What the exercise asks –
Return each line of the listing that contains the string "with".

+---+

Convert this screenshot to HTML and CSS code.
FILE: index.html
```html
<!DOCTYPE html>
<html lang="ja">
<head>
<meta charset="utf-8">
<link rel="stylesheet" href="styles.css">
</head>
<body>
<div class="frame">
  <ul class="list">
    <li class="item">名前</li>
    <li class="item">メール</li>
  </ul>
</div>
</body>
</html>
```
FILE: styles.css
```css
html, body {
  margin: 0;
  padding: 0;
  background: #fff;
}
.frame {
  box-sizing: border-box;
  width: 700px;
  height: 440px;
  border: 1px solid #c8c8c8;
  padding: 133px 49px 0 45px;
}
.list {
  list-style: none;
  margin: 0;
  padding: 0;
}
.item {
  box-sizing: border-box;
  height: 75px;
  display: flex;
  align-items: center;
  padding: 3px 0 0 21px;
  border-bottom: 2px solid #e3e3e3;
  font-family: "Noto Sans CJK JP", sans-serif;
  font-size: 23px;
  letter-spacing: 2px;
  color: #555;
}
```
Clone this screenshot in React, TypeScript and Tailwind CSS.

+---+

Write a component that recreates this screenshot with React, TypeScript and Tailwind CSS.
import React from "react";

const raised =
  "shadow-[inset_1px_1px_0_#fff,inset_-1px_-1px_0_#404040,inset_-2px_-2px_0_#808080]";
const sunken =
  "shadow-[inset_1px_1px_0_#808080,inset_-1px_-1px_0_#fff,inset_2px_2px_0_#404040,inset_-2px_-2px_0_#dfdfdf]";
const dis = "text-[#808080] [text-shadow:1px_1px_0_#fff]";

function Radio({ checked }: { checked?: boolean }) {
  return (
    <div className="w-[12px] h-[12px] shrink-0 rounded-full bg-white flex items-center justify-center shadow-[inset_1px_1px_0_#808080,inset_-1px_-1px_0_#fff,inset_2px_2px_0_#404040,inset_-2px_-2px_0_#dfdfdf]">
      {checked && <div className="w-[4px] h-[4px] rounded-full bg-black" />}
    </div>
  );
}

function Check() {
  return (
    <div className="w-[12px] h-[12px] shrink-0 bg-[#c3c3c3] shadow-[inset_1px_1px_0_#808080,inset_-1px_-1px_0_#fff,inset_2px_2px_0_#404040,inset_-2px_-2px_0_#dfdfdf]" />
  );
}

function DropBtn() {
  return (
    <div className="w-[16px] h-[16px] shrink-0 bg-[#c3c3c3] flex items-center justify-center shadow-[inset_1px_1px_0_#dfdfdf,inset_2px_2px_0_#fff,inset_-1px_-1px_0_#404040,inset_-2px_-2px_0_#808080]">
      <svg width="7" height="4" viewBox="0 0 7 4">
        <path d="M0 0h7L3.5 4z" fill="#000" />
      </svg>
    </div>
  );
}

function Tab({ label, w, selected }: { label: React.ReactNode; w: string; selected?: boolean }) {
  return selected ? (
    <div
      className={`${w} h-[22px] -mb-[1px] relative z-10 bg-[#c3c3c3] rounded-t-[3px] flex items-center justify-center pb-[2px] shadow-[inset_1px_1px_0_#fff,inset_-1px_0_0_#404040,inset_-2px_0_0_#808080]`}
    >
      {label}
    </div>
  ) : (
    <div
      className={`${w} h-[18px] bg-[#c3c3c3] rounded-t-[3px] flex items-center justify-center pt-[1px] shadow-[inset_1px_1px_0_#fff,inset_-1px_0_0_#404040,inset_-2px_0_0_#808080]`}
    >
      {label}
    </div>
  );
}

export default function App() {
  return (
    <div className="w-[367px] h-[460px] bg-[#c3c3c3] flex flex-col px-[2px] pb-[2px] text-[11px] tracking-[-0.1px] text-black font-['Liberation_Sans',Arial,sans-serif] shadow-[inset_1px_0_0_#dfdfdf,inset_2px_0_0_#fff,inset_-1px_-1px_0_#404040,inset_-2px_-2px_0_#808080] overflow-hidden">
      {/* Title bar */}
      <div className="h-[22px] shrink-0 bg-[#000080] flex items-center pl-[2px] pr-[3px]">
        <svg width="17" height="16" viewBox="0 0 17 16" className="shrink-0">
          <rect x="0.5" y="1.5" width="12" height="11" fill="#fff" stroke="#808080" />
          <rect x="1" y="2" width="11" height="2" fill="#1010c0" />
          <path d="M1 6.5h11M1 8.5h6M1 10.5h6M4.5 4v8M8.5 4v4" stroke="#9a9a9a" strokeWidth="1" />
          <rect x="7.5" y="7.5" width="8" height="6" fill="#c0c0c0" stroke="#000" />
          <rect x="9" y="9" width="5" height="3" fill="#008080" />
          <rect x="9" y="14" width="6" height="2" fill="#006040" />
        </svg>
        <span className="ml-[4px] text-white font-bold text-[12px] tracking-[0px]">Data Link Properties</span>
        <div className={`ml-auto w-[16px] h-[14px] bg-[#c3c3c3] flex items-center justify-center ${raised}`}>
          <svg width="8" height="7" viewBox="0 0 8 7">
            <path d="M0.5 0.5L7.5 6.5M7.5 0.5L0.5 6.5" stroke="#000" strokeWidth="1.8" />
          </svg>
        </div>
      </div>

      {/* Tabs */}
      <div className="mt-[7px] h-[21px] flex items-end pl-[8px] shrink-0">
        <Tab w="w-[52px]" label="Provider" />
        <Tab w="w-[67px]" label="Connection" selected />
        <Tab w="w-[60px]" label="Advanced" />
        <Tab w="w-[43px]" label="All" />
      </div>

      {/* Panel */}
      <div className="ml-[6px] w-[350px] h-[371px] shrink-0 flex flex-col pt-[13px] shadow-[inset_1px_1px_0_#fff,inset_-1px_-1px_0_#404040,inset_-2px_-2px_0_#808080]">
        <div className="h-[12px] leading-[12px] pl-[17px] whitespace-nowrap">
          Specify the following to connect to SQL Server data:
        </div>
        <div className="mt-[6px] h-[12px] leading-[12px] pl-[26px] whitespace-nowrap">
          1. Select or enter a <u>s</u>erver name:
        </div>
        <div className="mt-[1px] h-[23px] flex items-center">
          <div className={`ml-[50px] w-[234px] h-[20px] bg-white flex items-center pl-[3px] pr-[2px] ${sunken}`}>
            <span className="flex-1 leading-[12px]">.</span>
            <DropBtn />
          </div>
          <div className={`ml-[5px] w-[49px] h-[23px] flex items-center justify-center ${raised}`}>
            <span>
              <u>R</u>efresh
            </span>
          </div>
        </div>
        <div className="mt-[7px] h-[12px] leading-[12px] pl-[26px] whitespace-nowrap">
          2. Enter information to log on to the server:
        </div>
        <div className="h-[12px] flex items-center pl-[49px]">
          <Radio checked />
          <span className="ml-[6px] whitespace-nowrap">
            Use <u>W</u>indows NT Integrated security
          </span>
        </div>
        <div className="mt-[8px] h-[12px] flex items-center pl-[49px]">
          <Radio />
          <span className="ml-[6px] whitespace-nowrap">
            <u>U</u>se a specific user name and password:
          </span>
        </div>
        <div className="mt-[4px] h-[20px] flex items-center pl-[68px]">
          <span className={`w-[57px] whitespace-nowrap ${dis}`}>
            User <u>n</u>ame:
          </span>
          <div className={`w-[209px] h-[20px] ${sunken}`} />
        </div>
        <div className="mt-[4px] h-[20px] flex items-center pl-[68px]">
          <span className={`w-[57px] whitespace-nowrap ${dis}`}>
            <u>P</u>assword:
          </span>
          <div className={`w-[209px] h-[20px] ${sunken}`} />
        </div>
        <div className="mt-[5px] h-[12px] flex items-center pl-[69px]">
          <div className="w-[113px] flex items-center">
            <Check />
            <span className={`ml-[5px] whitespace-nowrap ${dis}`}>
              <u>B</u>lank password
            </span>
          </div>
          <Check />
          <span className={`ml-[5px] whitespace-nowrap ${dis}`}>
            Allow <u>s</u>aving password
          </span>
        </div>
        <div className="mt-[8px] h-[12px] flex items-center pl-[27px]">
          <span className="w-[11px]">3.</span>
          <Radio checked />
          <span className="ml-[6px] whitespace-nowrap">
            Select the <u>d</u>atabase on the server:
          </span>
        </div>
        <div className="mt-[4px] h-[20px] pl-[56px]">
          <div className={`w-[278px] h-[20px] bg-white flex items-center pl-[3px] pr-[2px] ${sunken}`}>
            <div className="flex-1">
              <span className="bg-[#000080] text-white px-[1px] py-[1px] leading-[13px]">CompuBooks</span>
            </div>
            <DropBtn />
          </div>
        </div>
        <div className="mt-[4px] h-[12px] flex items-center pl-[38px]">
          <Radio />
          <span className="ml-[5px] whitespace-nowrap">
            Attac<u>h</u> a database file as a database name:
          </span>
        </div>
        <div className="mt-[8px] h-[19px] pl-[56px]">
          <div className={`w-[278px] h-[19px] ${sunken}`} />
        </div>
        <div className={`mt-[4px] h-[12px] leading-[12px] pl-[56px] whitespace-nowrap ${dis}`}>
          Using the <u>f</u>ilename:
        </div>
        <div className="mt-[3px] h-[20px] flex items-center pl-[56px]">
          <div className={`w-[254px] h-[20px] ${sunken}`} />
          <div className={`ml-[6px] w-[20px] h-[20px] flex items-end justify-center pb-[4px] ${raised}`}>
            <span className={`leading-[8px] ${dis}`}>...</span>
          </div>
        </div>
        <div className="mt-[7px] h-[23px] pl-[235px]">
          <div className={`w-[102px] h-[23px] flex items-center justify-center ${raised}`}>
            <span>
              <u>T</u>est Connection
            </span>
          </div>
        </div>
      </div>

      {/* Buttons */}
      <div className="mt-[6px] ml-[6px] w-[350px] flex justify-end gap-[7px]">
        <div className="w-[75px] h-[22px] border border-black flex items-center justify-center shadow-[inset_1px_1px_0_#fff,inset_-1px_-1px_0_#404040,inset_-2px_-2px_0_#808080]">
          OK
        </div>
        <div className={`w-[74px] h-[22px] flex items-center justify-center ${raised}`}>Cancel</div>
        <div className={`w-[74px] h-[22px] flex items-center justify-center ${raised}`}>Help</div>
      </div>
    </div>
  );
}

+---+

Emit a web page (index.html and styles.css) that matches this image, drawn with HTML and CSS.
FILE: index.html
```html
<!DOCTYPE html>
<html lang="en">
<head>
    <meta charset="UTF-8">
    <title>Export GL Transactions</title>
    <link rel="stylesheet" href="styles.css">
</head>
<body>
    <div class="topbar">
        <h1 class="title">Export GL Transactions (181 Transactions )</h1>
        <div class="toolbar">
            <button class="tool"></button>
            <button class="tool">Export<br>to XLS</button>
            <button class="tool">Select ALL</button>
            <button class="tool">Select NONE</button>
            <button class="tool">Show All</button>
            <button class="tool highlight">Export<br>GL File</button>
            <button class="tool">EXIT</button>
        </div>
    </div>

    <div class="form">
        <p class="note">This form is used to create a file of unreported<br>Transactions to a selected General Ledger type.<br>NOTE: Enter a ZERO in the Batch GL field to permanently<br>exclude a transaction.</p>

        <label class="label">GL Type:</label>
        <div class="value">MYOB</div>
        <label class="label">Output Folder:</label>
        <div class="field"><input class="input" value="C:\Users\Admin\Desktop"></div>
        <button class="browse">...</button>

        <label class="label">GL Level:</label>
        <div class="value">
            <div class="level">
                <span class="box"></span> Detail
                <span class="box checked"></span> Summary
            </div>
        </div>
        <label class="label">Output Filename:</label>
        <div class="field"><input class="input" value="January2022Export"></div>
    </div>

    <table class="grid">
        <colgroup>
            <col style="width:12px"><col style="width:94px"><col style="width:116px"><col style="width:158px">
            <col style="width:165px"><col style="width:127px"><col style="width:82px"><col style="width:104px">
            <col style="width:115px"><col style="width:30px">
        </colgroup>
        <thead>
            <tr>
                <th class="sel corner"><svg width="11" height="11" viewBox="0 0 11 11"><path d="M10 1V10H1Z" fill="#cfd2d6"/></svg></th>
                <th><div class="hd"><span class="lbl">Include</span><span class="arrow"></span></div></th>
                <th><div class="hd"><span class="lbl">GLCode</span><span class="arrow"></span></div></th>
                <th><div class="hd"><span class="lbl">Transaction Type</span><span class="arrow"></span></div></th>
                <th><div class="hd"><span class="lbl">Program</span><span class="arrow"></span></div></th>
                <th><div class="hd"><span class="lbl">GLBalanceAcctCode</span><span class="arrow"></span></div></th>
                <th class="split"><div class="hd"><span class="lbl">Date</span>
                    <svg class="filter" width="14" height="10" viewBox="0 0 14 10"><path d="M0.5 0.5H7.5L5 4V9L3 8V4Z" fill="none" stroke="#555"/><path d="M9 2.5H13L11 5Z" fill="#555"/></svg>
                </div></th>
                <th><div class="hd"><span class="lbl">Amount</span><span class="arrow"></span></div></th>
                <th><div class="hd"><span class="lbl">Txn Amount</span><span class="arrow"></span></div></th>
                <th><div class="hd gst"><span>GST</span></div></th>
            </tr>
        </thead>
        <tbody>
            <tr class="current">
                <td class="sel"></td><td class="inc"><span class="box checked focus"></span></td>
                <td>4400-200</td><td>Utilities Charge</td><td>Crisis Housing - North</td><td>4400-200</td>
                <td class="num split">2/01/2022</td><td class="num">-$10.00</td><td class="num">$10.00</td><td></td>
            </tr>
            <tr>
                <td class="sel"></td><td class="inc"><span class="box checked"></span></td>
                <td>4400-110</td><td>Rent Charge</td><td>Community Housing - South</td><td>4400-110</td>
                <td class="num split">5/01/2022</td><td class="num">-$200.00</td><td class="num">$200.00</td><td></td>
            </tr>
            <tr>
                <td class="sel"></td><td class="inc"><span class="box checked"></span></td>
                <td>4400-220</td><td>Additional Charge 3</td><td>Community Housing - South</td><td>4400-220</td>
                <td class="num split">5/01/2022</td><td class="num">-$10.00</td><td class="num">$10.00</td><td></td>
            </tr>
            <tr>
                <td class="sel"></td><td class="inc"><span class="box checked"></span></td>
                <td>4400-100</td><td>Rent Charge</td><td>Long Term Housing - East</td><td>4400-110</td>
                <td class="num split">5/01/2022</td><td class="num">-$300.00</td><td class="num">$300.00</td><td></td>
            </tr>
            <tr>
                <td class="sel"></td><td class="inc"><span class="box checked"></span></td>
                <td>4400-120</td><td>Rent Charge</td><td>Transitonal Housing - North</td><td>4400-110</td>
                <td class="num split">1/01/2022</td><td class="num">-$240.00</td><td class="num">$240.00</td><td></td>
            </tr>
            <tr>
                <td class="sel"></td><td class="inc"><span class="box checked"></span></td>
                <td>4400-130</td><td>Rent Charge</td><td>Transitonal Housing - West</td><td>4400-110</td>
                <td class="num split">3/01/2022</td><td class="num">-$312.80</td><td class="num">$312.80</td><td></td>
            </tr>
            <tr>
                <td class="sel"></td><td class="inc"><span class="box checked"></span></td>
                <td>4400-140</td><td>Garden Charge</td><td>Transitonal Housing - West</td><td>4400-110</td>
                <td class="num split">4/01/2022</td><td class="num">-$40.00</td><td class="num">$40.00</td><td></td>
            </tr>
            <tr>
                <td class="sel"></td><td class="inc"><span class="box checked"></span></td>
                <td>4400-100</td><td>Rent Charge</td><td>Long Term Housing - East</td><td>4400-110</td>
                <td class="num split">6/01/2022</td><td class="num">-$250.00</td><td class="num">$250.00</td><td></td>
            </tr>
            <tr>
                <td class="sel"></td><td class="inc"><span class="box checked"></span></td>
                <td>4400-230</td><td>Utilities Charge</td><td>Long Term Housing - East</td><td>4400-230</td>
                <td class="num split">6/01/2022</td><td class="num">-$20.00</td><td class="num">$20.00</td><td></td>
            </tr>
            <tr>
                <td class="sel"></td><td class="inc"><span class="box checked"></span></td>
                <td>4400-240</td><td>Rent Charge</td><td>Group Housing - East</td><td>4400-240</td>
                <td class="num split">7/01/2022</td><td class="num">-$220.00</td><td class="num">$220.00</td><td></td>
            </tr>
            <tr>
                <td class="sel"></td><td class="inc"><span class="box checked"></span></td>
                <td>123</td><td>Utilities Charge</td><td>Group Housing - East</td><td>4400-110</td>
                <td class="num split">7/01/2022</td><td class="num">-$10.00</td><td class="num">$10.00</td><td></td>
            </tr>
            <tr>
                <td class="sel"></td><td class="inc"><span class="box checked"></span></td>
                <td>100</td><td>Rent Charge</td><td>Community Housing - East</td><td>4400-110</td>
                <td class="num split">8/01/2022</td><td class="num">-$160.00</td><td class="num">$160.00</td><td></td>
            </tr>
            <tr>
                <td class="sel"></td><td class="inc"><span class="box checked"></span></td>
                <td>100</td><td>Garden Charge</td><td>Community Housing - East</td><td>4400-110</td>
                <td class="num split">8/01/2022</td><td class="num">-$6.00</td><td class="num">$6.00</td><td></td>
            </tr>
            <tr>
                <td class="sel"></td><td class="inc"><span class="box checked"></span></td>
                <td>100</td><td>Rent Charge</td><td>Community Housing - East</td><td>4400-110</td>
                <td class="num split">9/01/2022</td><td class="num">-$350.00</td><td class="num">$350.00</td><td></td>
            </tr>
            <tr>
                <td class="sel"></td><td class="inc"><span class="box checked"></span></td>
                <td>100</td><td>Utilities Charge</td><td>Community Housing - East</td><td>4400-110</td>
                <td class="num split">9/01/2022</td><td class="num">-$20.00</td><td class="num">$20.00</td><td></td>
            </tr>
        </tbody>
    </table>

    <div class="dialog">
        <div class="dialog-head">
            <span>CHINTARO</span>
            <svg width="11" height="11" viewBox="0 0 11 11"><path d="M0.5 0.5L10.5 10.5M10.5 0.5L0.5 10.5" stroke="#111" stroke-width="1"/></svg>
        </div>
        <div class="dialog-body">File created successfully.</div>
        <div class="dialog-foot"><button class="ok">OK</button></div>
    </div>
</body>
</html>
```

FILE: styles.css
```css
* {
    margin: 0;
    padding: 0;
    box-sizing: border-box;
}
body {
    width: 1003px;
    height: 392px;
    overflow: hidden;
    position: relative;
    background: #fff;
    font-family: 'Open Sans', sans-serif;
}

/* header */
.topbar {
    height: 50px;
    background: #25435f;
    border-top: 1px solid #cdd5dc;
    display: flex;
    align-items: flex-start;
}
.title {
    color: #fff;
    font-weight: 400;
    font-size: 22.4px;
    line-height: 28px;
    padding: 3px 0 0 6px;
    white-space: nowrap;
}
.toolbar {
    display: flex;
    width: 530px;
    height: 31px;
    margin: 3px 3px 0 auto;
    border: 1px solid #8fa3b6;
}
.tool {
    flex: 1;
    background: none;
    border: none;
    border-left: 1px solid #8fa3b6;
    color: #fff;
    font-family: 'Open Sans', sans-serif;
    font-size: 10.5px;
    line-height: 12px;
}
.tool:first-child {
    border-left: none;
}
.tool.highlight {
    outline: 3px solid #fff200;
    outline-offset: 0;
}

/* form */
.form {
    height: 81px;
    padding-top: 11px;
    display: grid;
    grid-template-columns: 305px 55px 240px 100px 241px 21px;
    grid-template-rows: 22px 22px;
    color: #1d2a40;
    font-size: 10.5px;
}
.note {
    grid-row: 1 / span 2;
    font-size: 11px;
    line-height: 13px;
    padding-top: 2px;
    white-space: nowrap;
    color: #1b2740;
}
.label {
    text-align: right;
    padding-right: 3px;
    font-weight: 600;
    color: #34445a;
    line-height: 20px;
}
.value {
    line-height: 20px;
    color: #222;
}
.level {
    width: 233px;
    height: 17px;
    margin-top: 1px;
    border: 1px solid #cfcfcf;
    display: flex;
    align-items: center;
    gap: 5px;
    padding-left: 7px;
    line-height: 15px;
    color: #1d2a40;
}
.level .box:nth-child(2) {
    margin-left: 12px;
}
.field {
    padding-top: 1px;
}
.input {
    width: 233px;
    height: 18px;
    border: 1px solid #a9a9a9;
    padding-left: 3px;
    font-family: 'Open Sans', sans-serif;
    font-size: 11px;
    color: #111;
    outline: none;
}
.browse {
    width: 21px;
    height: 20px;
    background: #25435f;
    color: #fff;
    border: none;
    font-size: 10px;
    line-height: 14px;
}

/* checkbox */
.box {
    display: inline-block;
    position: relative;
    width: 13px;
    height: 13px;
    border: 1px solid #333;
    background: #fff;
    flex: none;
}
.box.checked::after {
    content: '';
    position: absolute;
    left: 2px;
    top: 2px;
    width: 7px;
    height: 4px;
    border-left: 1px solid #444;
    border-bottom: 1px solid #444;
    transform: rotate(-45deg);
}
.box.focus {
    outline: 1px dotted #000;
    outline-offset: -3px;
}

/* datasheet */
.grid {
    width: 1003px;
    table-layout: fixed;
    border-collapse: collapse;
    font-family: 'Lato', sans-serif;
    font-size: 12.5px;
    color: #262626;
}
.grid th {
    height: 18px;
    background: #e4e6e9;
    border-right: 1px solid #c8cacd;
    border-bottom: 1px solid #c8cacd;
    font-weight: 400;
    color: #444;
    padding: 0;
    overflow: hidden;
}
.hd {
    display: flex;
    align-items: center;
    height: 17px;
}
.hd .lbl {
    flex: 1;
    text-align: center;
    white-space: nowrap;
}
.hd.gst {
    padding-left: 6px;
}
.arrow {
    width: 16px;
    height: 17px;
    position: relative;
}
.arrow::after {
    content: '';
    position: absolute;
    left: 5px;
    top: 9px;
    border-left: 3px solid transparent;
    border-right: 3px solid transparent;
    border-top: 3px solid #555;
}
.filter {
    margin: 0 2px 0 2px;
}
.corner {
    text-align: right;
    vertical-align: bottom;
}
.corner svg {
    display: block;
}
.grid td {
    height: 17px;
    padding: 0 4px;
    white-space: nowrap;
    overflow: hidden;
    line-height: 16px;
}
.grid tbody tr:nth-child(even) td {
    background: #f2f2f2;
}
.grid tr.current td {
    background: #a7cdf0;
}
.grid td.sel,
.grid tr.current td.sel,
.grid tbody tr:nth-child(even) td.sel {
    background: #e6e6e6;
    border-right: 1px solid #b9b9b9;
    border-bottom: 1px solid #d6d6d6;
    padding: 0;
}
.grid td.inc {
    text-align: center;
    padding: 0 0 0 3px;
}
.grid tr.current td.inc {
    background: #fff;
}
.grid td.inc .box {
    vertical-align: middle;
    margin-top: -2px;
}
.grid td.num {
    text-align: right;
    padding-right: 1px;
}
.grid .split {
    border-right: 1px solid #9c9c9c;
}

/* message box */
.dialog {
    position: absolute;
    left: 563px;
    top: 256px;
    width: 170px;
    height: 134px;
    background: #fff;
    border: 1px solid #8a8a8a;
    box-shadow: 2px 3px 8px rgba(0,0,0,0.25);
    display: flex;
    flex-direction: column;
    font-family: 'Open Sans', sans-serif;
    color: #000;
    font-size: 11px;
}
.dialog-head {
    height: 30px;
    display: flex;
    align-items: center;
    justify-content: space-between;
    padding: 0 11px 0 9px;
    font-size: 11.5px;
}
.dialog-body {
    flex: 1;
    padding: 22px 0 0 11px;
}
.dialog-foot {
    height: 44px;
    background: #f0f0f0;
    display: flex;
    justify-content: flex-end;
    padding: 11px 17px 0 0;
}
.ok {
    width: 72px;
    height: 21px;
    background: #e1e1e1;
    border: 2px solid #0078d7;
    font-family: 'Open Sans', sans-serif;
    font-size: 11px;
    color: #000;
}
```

+---+

Output of the exercise –
Write a component that recreates this screenshot with React, TypeScript and Tailwind CSS.
Emit a web page (index.html and styles.css) that matches this image, drawn with HTML and CSS.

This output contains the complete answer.